Diabetes and Feet: Minor Wounds, Major Problems

For most people, small foot injuries like calluses or blisters are a minor aggravation. They may feel sore, and they certainly don’t make your feet look any better. But these small wounds can grow into devastating problems for people with diabetes.

“The average person will unconsciously change the way they walk to minimize that callus forming, because for many people it hurts,” explains Marc House, DPM, a podiatrist at the Podiatry Associates of Indiana, Foot & Ankle Institute in Indianapolis. “With diabetes, you don’t feel it, so you continue to walk on the area.”

Here’s why:

  • Diabetes can damage nerves in the feet, so many people with diabetes don’t have normal sensation in their feet.

Diabetes can lead to narrowed arteries in the legs, causing poor blood flow to the feet.

  • Minor wounds may heal poorly and become infected as a result of the reduced blood flow. If you can’t feel your feet very well, you may not even realize that a problem is developing. Diabetes experts make it a priority to teach people to protect their feet for good reason. Doctors perform thousands of lower-limb amputations, including foot removal surgeries, in people with diabetes each year because of these nerve and circulation issues.

Diabetes and Feet: Keeping Them Healthy

According to the National Institutes of Health, smart tips for people with diabetes include:

  • Inspect your feet daily. Stay on the lookout for signs of possible trouble such as red spots, blisters, and cuts. If you can’t see the bottoms of your feet, lay a mirror on the floor and use it to inspect your soles. Let your doctor know if you notice any sores or cuts on your feet that don’t heal within a day or two.
  • Never walk barefoot. That goes for inside and outside. Always feel inside your shoes with your fingers before you put them on to make sure a sharp object isn’t hiding inside.
  • Keep them warm. If your feet get cold, put on warm socks. Avoid using heating pads on your feet — they may burn you.
  • Get a check-up. Ask a health care provider to check your feet at every visit.
  • Use a pumice stone. If your doctor says it’s okay, use a pumice stone to treat calluses. Never use a sharp blade on your feet.

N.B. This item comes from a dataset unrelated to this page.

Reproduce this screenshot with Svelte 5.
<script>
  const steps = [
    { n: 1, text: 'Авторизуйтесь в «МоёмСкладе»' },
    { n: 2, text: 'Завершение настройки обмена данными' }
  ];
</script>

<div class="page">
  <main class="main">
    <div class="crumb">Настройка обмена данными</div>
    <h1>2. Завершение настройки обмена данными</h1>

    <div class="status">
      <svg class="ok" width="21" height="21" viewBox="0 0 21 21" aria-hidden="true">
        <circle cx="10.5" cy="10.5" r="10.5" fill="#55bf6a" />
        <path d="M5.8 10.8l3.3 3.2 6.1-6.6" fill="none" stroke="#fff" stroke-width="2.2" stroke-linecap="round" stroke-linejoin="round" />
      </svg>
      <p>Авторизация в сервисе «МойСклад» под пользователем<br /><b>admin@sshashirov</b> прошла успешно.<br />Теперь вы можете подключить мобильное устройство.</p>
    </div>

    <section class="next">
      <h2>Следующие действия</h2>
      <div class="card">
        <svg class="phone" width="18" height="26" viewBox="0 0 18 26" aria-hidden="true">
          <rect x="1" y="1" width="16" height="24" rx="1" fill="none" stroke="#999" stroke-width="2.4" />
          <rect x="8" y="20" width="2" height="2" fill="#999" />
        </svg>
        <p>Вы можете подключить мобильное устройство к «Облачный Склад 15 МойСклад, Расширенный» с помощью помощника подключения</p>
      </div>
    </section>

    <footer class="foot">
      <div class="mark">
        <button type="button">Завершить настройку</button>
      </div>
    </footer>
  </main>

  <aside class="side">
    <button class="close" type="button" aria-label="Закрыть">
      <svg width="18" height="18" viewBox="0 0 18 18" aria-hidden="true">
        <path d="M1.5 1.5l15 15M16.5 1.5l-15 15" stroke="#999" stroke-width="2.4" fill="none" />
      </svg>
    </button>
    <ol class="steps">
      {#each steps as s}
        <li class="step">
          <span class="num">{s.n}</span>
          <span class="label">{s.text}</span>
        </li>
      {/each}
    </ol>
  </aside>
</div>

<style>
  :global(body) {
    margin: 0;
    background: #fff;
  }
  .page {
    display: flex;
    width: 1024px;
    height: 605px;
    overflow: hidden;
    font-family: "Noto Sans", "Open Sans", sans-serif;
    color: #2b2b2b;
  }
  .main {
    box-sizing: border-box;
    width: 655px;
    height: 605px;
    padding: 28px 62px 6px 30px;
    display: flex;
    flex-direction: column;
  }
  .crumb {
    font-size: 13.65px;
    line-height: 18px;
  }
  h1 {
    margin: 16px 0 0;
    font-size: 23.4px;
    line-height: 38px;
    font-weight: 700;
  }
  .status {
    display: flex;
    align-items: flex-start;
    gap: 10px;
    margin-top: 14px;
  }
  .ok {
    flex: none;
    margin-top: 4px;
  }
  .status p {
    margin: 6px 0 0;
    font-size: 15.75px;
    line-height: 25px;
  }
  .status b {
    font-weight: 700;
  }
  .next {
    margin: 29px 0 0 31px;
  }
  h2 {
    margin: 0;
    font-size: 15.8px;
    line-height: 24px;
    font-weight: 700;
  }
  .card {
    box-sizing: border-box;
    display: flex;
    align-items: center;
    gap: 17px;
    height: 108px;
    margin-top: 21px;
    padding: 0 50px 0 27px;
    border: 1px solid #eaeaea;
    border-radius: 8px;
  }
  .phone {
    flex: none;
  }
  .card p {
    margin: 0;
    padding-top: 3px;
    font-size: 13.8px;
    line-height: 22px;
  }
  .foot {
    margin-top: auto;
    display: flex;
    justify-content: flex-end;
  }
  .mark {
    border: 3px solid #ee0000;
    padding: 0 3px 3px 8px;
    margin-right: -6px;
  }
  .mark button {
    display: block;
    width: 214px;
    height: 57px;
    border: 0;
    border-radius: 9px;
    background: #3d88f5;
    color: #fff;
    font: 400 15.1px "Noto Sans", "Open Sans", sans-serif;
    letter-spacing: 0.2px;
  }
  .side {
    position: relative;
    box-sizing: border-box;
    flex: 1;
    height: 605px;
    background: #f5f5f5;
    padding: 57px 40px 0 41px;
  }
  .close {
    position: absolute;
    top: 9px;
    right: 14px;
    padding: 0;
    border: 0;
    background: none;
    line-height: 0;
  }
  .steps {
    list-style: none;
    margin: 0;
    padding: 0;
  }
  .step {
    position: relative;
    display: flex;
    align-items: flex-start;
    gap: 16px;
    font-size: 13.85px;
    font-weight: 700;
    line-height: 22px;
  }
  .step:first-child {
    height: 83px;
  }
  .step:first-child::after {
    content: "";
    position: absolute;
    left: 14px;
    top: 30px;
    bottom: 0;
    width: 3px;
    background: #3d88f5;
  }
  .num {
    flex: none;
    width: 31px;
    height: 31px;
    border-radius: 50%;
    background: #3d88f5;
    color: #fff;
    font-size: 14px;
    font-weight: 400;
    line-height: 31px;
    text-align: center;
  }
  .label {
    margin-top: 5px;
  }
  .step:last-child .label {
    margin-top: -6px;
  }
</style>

Wear the right shoes and socks. Buy shoes that have plenty of support, but are not too tight. Also be sure to wear clean, lightly cushioned socks at all times to prevent blisters.

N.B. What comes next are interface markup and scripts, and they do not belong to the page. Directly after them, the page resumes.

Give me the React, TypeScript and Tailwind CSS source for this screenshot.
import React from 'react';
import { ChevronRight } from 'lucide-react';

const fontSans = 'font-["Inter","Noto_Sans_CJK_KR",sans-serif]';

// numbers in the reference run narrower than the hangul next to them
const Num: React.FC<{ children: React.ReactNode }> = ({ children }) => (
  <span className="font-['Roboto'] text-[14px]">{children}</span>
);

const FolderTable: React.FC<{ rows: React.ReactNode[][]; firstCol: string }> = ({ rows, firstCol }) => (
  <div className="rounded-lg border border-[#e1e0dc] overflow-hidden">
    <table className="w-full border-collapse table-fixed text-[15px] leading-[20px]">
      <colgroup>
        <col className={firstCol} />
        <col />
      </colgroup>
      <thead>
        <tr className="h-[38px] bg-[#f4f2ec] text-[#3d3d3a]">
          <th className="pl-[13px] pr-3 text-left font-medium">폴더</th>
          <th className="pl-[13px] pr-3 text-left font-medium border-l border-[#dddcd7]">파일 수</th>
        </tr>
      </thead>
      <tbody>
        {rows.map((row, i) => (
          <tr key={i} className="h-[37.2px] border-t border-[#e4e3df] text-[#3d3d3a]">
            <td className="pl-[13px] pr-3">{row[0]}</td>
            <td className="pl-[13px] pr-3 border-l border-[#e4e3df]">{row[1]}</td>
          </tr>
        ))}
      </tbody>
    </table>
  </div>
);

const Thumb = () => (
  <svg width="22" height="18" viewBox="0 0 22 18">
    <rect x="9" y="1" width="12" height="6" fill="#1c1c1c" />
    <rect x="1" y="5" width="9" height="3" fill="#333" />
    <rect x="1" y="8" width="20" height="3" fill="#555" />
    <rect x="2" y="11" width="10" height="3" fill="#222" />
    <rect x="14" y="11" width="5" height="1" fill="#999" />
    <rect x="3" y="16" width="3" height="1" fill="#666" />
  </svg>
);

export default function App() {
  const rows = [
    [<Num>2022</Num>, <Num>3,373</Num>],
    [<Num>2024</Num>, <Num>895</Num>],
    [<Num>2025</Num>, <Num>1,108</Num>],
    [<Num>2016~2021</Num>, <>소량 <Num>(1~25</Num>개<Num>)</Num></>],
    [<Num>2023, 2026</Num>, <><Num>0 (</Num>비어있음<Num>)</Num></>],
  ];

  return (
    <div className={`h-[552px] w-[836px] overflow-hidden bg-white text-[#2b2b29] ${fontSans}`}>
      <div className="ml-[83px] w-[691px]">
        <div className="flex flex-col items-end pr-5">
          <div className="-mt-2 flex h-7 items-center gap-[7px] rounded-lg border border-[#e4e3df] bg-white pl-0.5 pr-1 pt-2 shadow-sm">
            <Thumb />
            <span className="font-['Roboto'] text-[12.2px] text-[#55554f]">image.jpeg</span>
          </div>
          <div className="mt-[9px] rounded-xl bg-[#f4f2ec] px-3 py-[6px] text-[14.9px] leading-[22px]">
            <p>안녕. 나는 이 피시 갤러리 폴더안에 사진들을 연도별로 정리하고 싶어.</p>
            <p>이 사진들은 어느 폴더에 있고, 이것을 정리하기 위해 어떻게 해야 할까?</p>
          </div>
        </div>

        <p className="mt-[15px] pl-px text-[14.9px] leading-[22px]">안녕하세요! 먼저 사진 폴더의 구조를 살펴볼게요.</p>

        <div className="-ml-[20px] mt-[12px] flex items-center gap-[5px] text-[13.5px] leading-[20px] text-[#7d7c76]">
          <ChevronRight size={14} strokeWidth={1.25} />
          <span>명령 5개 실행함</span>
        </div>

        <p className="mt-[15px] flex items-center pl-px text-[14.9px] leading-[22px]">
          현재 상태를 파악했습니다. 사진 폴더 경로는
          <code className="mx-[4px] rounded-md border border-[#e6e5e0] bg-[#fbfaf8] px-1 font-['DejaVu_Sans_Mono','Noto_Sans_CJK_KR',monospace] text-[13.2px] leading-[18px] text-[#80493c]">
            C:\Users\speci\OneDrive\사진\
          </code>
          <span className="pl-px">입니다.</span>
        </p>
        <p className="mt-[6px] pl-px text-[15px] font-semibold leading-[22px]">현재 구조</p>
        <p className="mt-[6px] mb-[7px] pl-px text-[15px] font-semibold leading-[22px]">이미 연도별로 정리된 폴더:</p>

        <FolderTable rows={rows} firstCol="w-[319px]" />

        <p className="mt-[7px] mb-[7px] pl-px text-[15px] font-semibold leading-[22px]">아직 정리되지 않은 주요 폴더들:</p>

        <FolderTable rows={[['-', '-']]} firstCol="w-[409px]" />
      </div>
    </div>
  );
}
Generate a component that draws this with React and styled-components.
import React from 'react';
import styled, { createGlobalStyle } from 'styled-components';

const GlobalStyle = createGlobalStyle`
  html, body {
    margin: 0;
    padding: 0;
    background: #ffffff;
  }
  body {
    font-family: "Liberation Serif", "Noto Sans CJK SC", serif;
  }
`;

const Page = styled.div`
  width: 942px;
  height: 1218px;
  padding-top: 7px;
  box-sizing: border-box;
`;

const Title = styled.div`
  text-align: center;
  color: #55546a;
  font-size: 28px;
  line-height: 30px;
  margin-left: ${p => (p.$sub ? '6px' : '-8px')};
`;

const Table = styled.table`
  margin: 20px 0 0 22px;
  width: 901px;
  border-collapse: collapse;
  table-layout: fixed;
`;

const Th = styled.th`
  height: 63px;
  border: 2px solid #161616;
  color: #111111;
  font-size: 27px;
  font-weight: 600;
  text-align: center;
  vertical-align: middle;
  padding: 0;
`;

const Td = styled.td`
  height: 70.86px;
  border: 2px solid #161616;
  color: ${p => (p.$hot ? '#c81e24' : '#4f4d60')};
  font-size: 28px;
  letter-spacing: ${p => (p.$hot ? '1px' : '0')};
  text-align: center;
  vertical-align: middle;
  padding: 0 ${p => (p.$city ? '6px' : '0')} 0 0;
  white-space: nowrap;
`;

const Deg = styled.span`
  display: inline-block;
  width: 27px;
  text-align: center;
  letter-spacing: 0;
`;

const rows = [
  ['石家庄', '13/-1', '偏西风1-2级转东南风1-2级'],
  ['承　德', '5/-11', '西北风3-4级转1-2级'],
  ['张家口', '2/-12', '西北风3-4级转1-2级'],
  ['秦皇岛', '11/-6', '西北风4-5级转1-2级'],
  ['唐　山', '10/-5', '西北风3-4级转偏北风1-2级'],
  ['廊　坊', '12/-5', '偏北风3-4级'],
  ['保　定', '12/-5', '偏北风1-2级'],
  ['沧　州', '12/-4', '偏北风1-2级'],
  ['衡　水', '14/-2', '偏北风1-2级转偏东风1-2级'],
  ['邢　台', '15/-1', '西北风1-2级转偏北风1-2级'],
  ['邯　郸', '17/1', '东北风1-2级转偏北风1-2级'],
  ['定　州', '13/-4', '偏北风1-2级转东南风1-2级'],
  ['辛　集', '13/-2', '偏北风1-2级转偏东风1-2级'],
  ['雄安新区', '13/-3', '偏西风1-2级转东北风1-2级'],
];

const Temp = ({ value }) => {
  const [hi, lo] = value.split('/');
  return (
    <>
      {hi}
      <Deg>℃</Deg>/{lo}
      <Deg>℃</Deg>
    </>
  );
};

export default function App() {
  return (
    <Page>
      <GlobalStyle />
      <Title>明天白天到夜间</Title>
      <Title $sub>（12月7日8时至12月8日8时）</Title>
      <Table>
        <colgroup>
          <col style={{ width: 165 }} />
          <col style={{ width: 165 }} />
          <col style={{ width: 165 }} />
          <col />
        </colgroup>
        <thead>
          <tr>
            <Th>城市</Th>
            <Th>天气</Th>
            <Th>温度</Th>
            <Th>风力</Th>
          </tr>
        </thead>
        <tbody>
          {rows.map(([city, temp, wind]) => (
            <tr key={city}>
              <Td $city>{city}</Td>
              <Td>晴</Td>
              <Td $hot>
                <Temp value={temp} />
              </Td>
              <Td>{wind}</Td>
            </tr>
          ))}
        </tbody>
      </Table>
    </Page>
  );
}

  • Control your blood sugar. As with most diabetes complications, you’re less likely to have foot problems if you aggressively manage your blood sugar. Work closely with your doctor to keep your blood sugar under control.
  • Don’t smoke. You probably already know that smoking is bad for your heart and lungs, but you may not know that it also decreases blood flow to your feet — increasing the risk of sores and infection.